------ SUPPLIED DATA

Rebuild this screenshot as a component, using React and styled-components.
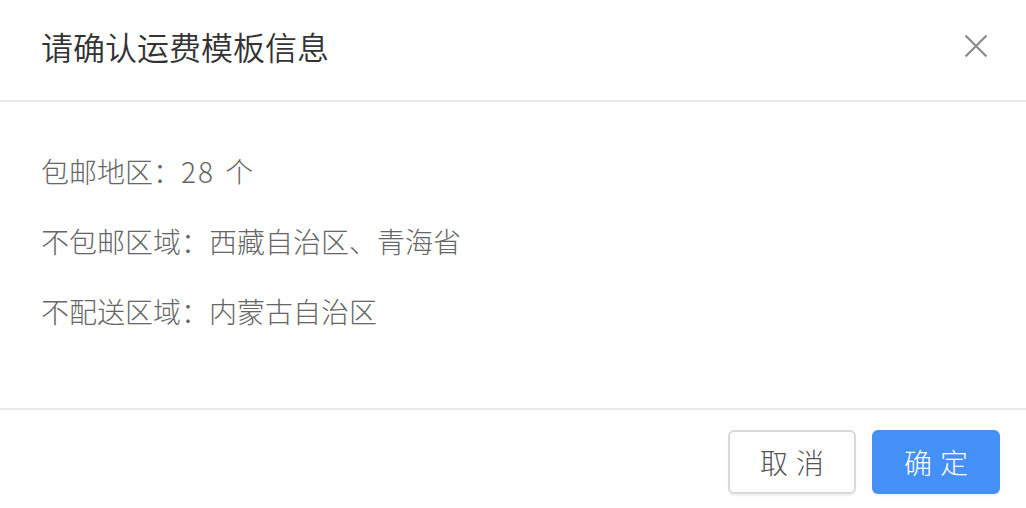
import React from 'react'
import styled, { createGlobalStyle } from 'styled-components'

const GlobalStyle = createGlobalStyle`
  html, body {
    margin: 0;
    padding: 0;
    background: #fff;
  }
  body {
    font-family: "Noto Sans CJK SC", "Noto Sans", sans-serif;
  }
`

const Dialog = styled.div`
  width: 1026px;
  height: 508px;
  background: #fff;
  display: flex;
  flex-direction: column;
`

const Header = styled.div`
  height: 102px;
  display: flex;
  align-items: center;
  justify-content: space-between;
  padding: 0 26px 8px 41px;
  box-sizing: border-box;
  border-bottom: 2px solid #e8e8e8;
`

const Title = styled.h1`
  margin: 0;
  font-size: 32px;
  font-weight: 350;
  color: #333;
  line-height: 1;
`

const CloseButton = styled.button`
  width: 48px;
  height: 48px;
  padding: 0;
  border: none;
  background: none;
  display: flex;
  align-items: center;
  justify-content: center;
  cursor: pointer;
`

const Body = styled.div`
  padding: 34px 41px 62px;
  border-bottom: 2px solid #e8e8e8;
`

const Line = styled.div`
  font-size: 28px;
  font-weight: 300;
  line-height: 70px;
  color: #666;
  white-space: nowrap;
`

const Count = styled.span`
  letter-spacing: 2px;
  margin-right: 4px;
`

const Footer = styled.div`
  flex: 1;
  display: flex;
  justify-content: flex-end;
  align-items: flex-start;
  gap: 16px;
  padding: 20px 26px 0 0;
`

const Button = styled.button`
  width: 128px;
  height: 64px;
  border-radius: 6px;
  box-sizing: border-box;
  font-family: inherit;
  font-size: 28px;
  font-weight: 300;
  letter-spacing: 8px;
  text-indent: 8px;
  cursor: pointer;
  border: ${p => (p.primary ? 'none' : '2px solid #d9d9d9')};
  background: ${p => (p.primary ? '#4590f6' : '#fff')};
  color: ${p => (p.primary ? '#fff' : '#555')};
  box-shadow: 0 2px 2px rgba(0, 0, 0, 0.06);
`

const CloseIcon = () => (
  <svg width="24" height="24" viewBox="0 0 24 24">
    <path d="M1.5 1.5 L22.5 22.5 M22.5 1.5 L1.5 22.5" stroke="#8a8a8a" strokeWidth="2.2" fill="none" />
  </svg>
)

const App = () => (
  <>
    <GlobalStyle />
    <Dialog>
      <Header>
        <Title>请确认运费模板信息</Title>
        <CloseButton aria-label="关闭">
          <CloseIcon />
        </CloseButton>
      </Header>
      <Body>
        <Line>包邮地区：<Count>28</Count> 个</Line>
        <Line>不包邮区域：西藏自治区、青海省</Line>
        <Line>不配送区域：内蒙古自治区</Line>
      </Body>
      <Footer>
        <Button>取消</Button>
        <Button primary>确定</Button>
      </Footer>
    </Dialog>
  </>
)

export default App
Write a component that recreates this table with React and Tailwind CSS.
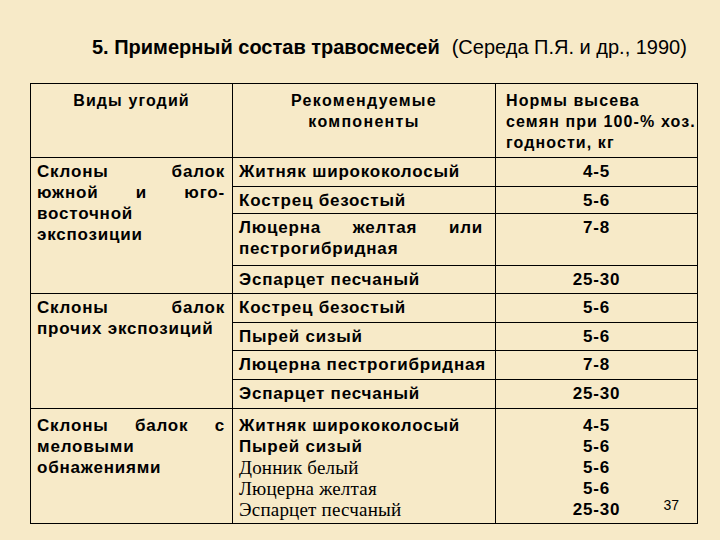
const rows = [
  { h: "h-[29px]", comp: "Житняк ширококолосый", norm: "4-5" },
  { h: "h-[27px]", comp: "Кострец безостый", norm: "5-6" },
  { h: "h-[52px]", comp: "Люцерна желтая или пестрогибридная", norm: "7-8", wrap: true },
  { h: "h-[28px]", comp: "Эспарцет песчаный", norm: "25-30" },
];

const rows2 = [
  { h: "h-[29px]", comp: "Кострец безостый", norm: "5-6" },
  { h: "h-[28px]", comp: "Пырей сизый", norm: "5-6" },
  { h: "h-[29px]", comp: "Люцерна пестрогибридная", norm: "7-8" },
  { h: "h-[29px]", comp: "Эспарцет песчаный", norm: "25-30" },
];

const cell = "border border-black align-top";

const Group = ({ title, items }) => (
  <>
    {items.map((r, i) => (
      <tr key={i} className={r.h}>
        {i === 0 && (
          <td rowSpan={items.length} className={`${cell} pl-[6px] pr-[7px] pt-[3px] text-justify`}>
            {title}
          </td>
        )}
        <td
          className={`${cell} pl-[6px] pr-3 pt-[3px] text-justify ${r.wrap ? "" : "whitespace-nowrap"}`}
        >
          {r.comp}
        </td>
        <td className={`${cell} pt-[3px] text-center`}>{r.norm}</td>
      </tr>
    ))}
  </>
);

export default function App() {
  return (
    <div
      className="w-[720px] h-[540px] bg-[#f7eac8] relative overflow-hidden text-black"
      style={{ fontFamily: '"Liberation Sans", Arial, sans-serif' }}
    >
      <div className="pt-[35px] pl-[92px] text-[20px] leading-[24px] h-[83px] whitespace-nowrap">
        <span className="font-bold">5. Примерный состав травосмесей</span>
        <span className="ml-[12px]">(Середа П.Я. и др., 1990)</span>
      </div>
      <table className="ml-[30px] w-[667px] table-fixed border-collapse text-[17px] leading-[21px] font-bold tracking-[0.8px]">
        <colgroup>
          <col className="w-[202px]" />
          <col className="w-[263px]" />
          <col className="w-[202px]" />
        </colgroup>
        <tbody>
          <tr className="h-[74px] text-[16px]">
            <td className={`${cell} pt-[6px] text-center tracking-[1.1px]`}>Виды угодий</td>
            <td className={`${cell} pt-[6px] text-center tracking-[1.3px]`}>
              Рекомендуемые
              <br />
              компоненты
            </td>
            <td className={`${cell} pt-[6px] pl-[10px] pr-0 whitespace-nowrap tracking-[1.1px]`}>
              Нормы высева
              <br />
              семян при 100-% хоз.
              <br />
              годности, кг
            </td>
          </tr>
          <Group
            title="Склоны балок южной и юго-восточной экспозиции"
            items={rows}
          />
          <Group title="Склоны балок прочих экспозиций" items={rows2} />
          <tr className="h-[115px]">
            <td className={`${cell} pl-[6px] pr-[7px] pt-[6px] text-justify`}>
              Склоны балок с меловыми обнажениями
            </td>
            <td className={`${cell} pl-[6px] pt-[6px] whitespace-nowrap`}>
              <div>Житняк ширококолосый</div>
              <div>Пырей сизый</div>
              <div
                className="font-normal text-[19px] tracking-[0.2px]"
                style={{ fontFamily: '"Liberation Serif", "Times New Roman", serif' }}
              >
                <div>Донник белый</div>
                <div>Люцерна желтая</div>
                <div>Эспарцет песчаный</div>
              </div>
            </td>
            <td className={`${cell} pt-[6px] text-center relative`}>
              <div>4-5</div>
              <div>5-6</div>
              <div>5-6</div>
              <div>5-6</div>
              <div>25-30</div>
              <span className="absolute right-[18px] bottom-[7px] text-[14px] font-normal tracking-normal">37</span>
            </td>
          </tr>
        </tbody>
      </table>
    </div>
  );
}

------------

**REQUIREMENT**
Return the listing above word for word, with the pictures removed.

**ANSWER TO THIS TASK**
Rebuild this screenshot as a component, using React and styled-components.
import React from 'react'
import styled, { createGlobalStyle } from 'styled-components'

const GlobalStyle = createGlobalStyle`
  html, body {
    margin: 0;
    padding: 0;
    background: #fff;
  }
  body {
    font-family: "Noto Sans CJK SC", "Noto Sans", sans-serif;
  }
`

const Dialog = styled.div`
  width: 1026px;
  height: 508px;
  background: #fff;
  display: flex;
  flex-direction: column;
`

const Header = styled.div`
  height: 102px;
  display: flex;
  align-items: center;
  justify-content: space-between;
  padding: 0 26px 8px 41px;
  box-sizing: border-box;
  border-bottom: 2px solid #e8e8e8;
`

const Title = styled.h1`
  margin: 0;
  font-size: 32px;
  font-weight: 350;
  color: #333;
  line-height: 1;
`

const CloseButton = styled.button`
  width: 48px;
  height: 48px;
  padding: 0;
  border: none;
  background: none;
  display: flex;
  align-items: center;
  justify-content: center;
  cursor: pointer;
`

const Body = styled.div`
  padding: 34px 41px 62px;
  border-bottom: 2px solid #e8e8e8;
`

const Line = styled.div`
  font-size: 28px;
  font-weight: 300;
  line-height: 70px;
  color: #666;
  white-space: nowrap;
`

const Count = styled.span`
  letter-spacing: 2px;
  margin-right: 4px;
`

const Footer = styled.div`
  flex: 1;
  display: flex;
  justify-content: flex-end;
  align-items: flex-start;
  gap: 16px;
  padding: 20px 26px 0 0;
`

const Button = styled.button`
  width: 128px;
  height: 64px;
  border-radius: 6px;
  box-sizing: border-box;
  font-family: inherit;
  font-size: 28px;
  font-weight: 300;
  letter-spacing: 8px;
  text-indent: 8px;
  cursor: pointer;
  border: ${p => (p.primary ? 'none' : '2px solid #d9d9d9')};
  background: ${p => (p.primary ? '#4590f6' : '#fff')};
  color: ${p => (p.primary ? '#fff' : '#555')};
  box-shadow: 0 2px 2px rgba(0, 0, 0, 0.06);
`

const CloseIcon = () => (
  <svg width="24" height="24" viewBox="0 0 24 24">
    <path d="M1.5 1.5 L22.5 22.5 M22.5 1.5 L1.5 22.5" stroke="#8a8a8a" strokeWidth="2.2" fill="none" />
  </svg>
)

const App = () => (
  <>
    <GlobalStyle />
    <Dialog>
      <Header>
        <Title>请确认运费模板信息</Title>
        <CloseButton aria-label="关闭">
          <CloseIcon />
        </CloseButton>
      </Header>
      <Body>
        <Line>包邮地区：<Count>28</Count> 个</Line>
        <Line>不包邮区域：西藏自治区、青海省</Line>
        <Line>不配送区域：内蒙古自治区</Line>
      </Body>
      <Footer>
        <Button>取消</Button>
        <Button primary>确定</Button>
      </Footer>
    </Dialog>
  </>
)

export default App
Write a component that recreates this table with React and Tailwind CSS.
const rows = [
  { h: "h-[29px]", comp: "Житняк ширококолосый", norm: "4-5" },
  { h: "h-[27px]", comp: "Кострец безостый", norm: "5-6" },
  { h: "h-[52px]", comp: "Люцерна желтая или пестрогибридная", norm: "7-8", wrap: true },
  { h: "h-[28px]", comp: "Эспарцет песчаный", norm: "25-30" },
];

const rows2 = [
  { h: "h-[29px]", comp: "Кострец безостый", norm: "5-6" },
  { h: "h-[28px]", comp: "Пырей сизый", norm: "5-6" },
  { h: "h-[29px]", comp: "Люцерна пестрогибридная", norm: "7-8" },
  { h: "h-[29px]", comp: "Эспарцет песчаный", norm: "25-30" },
];

const cell = "border border-black align-top";

const Group = ({ title, items }) => (
  <>
    {items.map((r, i) => (
      <tr key={i} className={r.h}>
        {i === 0 && (
          <td rowSpan={items.length} className={`${cell} pl-[6px] pr-[7px] pt-[3px] text-justify`}>
            {title}
          </td>
        )}
        <td
          className={`${cell} pl-[6px] pr-3 pt-[3px] text-justify ${r.wrap ? "" : "whitespace-nowrap"}`}
        >
          {r.comp}
        </td>
        <td className={`${cell} pt-[3px] text-center`}>{r.norm}</td>
      </tr>
    ))}
  </>
);

export default function App() {
  return (
    <div
      className="w-[720px] h-[540px] bg-[#f7eac8] relative overflow-hidden text-black"
      style={{ fontFamily: '"Liberation Sans", Arial, sans-serif' }}
    >
      <div className="pt-[35px] pl-[92px] text-[20px] leading-[24px] h-[83px] whitespace-nowrap">
        <span className="font-bold">5. Примерный состав травосмесей</span>
        <span className="ml-[12px]">(Середа П.Я. и др., 1990)</span>
      </div>
      <table className="ml-[30px] w-[667px] table-fixed border-collapse text-[17px] leading-[21px] font-bold tracking-[0.8px]">
        <colgroup>
          <col className="w-[202px]" />
          <col className="w-[263px]" />
          <col className="w-[202px]" />
        </colgroup>
        <tbody>
          <tr className="h-[74px] text-[16px]">
            <td className={`${cell} pt-[6px] text-center tracking-[1.1px]`}>Виды угодий</td>
            <td className={`${cell} pt-[6px] text-center tracking-[1.3px]`}>
              Рекомендуемые
              <br />
              компоненты
            </td>
            <td className={`${cell} pt-[6px] pl-[10px] pr-0 whitespace-nowrap tracking-[1.1px]`}>
              Нормы высева
              <br />
              семян при 100-% хоз.
              <br />
              годности, кг
            </td>
          </tr>
          <Group
            title="Склоны балок южной и юго-восточной экспозиции"
            items={rows}
          />
          <Group title="Склоны балок прочих экспозиций" items={rows2} />
          <tr className="h-[115px]">
            <td className={`${cell} pl-[6px] pr-[7px] pt-[6px] text-justify`}>
              Склоны балок с меловыми обнажениями
            </td>
            <td className={`${cell} pl-[6px] pt-[6px] whitespace-nowrap`}>
              <div>Житняк ширококолосый</div>
              <div>Пырей сизый</div>
              <div
                className="font-normal text-[19px] tracking-[0.2px]"
                style={{ fontFamily: '"Liberation Serif", "Times New Roman", serif' }}
              >
                <div>Донник белый</div>
                <div>Люцерна желтая</div>
                <div>Эспарцет песчаный</div>
              </div>
            </td>
            <td className={`${cell} pt-[6px] text-center relative`}>
              <div>4-5</div>
              <div>5-6</div>
              <div>5-6</div>
              <div>5-6</div>
              <div>25-30</div>
              <span className="absolute right-[18px] bottom-[7px] text-[14px] font-normal tracking-normal">37</span>
            </td>
          </tr>
        </tbody>
      </table>
    </div>
  );
}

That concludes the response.